╭─ INFORMATION SUPPLIED

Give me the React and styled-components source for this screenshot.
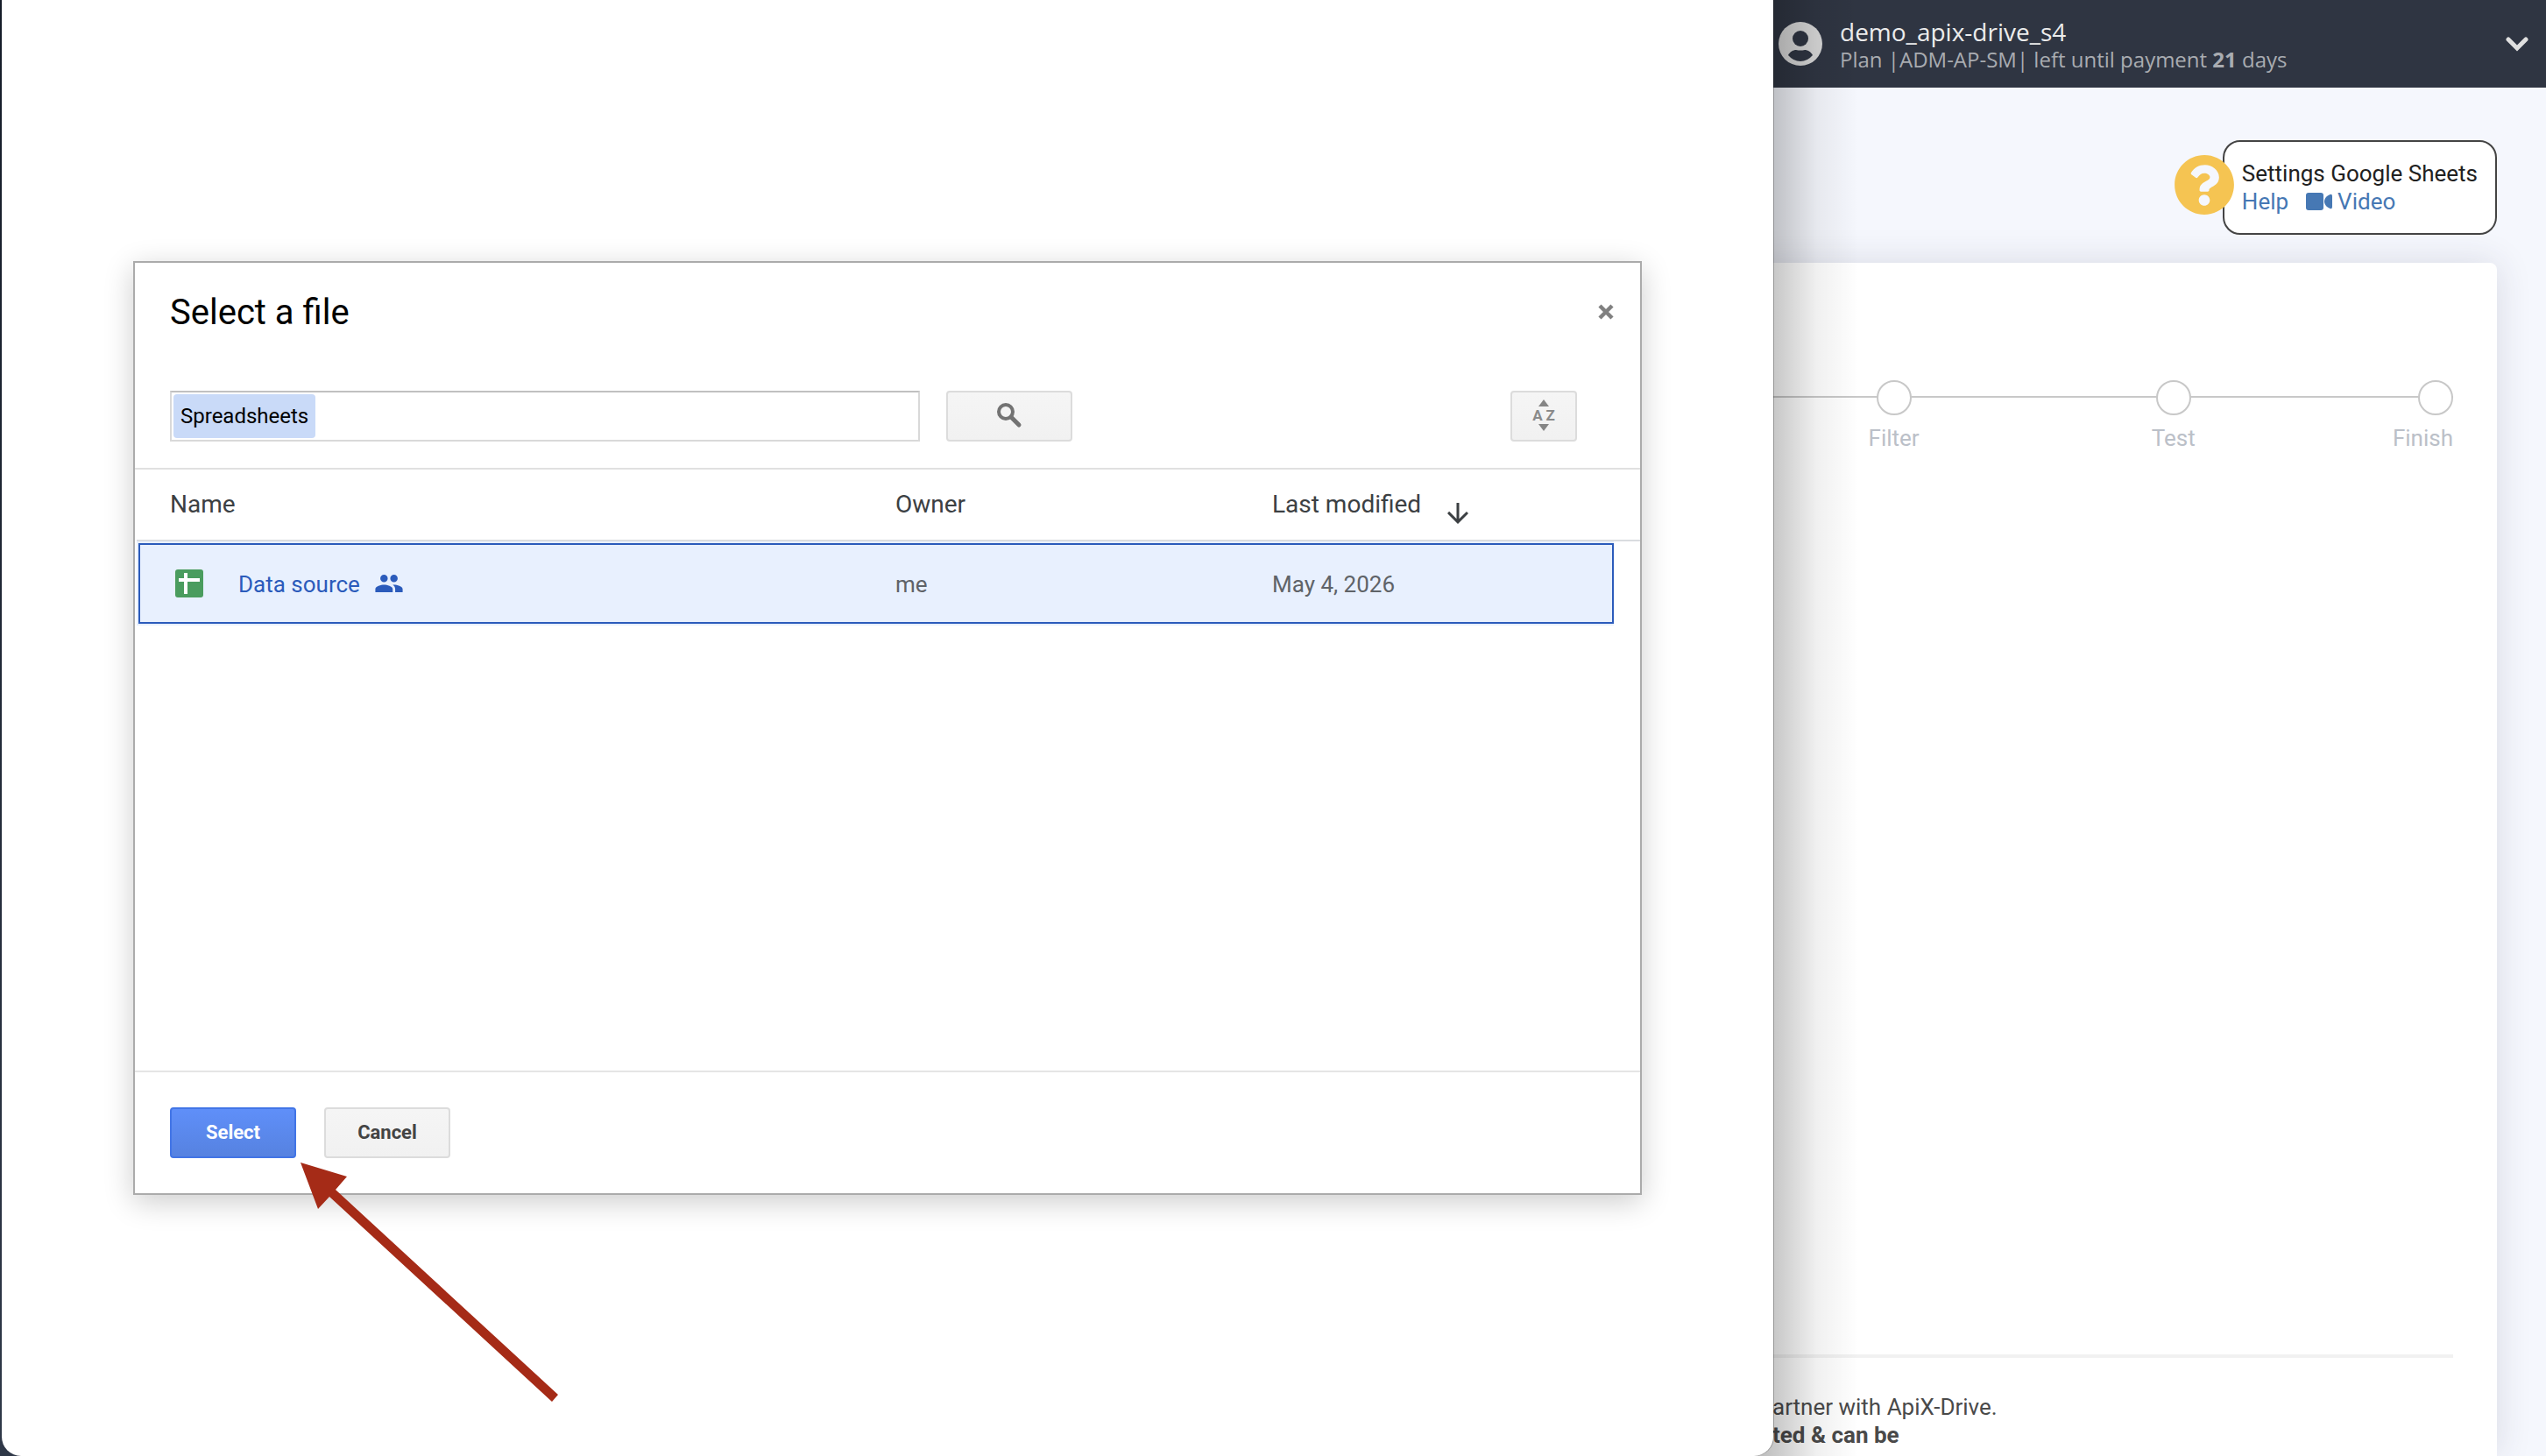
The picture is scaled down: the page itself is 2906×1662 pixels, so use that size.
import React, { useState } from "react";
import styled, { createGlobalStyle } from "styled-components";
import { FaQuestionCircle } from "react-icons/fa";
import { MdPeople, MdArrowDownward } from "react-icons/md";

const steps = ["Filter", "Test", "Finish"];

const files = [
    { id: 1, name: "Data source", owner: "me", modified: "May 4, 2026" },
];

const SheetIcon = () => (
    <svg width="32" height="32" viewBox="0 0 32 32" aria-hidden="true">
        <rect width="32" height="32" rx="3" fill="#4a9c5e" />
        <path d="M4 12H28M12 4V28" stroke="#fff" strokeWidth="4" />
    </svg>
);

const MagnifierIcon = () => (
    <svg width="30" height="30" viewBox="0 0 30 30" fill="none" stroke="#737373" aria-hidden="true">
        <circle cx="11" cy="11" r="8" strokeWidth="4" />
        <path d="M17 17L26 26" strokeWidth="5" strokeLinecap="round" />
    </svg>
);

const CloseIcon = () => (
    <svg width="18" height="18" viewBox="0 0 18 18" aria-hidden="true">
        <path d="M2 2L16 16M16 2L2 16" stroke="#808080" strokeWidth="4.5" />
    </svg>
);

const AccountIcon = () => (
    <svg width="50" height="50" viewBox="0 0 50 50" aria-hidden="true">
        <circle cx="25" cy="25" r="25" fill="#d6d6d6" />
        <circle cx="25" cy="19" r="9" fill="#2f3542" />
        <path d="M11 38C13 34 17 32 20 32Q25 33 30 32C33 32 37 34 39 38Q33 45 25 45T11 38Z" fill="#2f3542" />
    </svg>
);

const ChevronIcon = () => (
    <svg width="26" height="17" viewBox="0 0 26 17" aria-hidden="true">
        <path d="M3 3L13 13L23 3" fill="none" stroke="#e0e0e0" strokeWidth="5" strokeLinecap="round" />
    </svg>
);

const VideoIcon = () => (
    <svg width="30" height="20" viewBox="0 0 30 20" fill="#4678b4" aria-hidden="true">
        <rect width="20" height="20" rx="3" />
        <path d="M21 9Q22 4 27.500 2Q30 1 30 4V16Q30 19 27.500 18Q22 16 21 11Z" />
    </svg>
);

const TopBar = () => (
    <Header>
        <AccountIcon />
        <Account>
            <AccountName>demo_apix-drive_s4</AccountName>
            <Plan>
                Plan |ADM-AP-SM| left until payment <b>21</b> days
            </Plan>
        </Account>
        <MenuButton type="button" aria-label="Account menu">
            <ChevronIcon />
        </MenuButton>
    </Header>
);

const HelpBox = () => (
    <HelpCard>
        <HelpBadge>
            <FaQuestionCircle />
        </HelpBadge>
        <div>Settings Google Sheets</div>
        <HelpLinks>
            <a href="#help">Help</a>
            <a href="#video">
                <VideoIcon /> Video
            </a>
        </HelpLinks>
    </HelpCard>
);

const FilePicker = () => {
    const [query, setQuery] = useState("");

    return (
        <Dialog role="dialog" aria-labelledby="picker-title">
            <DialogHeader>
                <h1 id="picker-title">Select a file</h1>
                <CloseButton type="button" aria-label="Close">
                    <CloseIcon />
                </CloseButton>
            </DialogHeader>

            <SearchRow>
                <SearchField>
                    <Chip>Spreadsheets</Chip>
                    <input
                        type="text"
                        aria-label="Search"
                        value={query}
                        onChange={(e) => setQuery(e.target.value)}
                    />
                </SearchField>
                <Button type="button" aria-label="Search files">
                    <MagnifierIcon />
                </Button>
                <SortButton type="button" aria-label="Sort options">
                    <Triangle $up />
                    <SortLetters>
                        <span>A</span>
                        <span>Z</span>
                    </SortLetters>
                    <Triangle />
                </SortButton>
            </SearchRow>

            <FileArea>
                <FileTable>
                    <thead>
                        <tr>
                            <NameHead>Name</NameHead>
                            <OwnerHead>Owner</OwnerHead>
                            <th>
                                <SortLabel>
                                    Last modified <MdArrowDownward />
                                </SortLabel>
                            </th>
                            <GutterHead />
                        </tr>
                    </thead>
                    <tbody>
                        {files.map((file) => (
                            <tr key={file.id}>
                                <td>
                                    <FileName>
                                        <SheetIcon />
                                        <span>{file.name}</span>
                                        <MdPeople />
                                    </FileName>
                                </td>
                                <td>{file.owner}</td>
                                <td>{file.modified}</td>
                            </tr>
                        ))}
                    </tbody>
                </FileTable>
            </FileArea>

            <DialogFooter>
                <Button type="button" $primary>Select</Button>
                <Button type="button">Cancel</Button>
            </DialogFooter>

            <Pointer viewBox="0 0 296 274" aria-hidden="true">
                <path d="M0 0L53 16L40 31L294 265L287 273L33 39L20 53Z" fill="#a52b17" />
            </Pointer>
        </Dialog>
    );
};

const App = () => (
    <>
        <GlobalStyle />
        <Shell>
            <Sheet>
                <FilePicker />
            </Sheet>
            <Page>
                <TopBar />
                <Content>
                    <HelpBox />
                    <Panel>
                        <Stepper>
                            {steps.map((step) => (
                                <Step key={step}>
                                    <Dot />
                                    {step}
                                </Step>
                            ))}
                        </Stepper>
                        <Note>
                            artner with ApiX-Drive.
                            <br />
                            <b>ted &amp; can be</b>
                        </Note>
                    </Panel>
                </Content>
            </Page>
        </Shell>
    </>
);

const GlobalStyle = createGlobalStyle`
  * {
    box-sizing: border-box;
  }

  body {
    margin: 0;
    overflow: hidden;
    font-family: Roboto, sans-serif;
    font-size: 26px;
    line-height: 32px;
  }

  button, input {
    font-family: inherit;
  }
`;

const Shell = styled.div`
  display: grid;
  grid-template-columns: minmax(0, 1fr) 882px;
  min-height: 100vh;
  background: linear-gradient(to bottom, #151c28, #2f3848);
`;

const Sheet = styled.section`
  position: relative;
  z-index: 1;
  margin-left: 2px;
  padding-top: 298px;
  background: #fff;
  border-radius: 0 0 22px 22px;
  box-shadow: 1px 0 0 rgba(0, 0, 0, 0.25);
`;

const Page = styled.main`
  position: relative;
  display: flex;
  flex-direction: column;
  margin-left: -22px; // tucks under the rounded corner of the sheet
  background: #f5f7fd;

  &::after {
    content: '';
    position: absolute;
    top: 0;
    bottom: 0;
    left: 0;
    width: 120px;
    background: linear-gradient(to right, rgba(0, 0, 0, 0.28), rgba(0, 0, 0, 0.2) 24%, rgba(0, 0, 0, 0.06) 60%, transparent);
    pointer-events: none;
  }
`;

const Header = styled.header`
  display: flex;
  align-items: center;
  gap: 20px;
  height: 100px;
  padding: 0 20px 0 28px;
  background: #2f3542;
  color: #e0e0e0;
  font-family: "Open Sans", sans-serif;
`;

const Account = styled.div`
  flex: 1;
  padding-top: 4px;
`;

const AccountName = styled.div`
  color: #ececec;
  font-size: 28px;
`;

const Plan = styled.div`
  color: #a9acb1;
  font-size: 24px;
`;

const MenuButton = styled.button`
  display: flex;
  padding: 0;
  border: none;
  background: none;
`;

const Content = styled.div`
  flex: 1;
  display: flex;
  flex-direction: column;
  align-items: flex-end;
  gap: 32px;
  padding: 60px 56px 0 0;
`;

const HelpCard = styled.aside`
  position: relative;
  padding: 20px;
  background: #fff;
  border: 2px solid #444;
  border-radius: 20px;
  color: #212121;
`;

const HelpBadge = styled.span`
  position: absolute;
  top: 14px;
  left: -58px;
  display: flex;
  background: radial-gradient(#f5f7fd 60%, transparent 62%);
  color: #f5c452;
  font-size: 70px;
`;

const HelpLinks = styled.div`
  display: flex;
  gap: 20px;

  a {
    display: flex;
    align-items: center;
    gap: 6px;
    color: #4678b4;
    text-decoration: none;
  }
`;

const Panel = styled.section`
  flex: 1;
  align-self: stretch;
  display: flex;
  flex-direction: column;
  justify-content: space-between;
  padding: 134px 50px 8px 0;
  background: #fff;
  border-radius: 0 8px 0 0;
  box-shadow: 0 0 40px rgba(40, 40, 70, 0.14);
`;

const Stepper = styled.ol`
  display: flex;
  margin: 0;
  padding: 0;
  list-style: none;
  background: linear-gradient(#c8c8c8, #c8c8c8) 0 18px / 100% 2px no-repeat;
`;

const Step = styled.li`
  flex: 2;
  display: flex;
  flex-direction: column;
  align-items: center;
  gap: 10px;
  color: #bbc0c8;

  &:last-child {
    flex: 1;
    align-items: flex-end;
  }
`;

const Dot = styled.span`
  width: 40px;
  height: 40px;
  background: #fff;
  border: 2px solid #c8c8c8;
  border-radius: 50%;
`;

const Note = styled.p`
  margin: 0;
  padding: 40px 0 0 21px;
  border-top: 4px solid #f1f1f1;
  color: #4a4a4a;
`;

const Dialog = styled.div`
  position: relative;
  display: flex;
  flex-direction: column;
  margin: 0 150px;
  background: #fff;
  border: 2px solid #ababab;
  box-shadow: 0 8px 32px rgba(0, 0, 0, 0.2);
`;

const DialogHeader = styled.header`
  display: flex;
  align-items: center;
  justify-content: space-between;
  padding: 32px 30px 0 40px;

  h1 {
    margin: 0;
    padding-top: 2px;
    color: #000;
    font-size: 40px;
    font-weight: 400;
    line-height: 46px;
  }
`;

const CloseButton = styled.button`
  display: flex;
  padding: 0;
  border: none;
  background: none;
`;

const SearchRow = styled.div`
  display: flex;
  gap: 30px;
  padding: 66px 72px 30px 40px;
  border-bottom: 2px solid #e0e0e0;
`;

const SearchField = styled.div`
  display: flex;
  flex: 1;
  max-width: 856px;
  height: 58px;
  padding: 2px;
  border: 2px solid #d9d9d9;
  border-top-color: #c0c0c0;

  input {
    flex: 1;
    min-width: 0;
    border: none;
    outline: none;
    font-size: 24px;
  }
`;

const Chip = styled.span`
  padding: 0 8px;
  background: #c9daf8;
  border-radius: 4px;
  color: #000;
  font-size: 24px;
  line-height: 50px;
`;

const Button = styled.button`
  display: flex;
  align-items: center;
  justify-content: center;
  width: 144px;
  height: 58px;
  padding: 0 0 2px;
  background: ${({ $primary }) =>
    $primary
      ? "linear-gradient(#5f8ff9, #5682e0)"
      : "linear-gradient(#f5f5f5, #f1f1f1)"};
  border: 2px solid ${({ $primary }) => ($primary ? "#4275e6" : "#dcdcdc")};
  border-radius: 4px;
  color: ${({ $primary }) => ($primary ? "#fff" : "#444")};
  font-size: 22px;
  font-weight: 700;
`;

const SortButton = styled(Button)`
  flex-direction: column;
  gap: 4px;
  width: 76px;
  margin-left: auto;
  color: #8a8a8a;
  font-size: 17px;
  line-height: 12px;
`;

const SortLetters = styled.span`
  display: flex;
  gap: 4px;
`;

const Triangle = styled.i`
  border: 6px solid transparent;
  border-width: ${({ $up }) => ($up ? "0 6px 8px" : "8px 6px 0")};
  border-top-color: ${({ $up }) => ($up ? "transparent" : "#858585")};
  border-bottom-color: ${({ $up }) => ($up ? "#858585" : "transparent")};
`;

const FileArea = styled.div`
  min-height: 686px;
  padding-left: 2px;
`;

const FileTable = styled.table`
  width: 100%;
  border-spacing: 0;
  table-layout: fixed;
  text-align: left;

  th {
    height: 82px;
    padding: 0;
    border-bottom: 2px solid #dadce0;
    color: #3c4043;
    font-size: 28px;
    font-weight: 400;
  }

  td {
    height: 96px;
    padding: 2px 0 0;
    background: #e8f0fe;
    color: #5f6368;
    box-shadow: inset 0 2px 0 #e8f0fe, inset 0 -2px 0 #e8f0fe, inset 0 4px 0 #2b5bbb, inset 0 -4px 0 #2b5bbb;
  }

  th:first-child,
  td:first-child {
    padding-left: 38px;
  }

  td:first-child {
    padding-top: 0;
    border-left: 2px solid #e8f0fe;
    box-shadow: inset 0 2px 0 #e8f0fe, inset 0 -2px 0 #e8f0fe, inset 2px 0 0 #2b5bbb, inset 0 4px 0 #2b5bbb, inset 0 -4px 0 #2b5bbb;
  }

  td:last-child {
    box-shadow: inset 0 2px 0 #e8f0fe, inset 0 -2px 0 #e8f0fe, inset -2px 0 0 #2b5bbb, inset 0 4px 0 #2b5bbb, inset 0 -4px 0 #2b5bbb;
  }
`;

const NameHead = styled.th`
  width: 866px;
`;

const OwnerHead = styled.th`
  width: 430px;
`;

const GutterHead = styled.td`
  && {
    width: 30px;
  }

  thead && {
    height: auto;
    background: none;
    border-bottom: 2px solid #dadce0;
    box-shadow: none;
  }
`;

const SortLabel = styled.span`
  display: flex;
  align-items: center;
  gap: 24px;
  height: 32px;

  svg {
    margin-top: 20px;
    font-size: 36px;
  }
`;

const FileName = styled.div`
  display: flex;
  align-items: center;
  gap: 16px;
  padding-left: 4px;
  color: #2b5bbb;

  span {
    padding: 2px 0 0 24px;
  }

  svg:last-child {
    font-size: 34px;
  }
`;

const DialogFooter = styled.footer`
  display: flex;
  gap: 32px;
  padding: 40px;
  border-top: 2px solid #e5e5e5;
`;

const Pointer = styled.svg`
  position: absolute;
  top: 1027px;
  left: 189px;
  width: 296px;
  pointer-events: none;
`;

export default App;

╰─

> [WHAT YOU ARE ASKED TO DO] Copy out every line that includes the word "components".

> [EXERCISE OUTPUT]
Give me the React and styled-components source for this screenshot.
import styled, { createGlobalStyle } from "styled-components";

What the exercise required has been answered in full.